Member of the Ohio Senate from the 21st district
- In office 1892–1895
- Preceded by: Anthony Howells
- Succeeded by: Silas J. Williams

Personal details
- Born: October 29, 1845 Carrollton, Ohio, U.S.
- Died: January 2, 1922 (aged 76) Carrollton, Ohio, U.S.
- Party: Republican
- Spouse: Anna M. McCoy ​(m. 1879)​
- Children: 2
- Parent: Ephraim R. Eckley (father);
- Alma mater: Washington and Jefferson College (AB)
- Occupation: Politician; lawyer; judge;

= Harvey J. Eckley =

American politician and judge (1845–1922)

Harvey J. Eckley (October 29, 1845 – January 2, 1922) was an American politician and judge from Ohio. He served as a member of the Ohio Senate from 1892 to 1895.

==Early life==
Harvey J. Eckley was born on October 29, 1845, in Carrollton, Ohio, to Martha L. (née Brown) and Ephraim R. Eckley. He attended public schools in Carrollton. He graduated from Washington and Jefferson College with a Bachelor of Arts in 1868. He was a member of Beta Theta Pi. He read law in his father's office and then was admitted to the bar in 1872.

==Career==
Eckley practiced law in Carrollton. He served as prosecuting attorney of Carroll County from 1877 to 1880.
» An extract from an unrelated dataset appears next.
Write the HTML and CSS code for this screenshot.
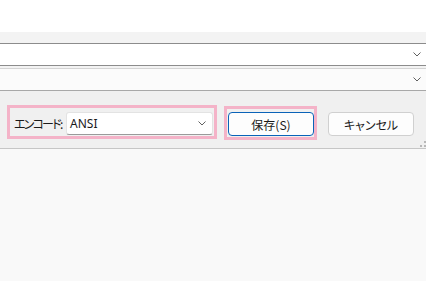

Eckley was a Republican. He served as a member of the Ohio Senate, representing the 21st district, from 1892 to 1895. He was appointed judge of the Common Pleas Court in 1915, and was elected to that role in 1916. He held the judgeship until his death and was succeeded by Fred W. McCoy.

Eckley was a member of the board of trustees of the State Hospital in Massillon. He was associate editor of the Carroll Free Press with John H. Tripp. He was director of the Cummings Trust Company.

==Personal life==
Eckley married Anna M. McCoy, daughter of Judge William McCoy of Carrollton, on July 10, 1879. They had two children, Gretchen and Frederick R. He lived in Carrollton.

Eckley died on January 2, 1922, at his home in Carrollton.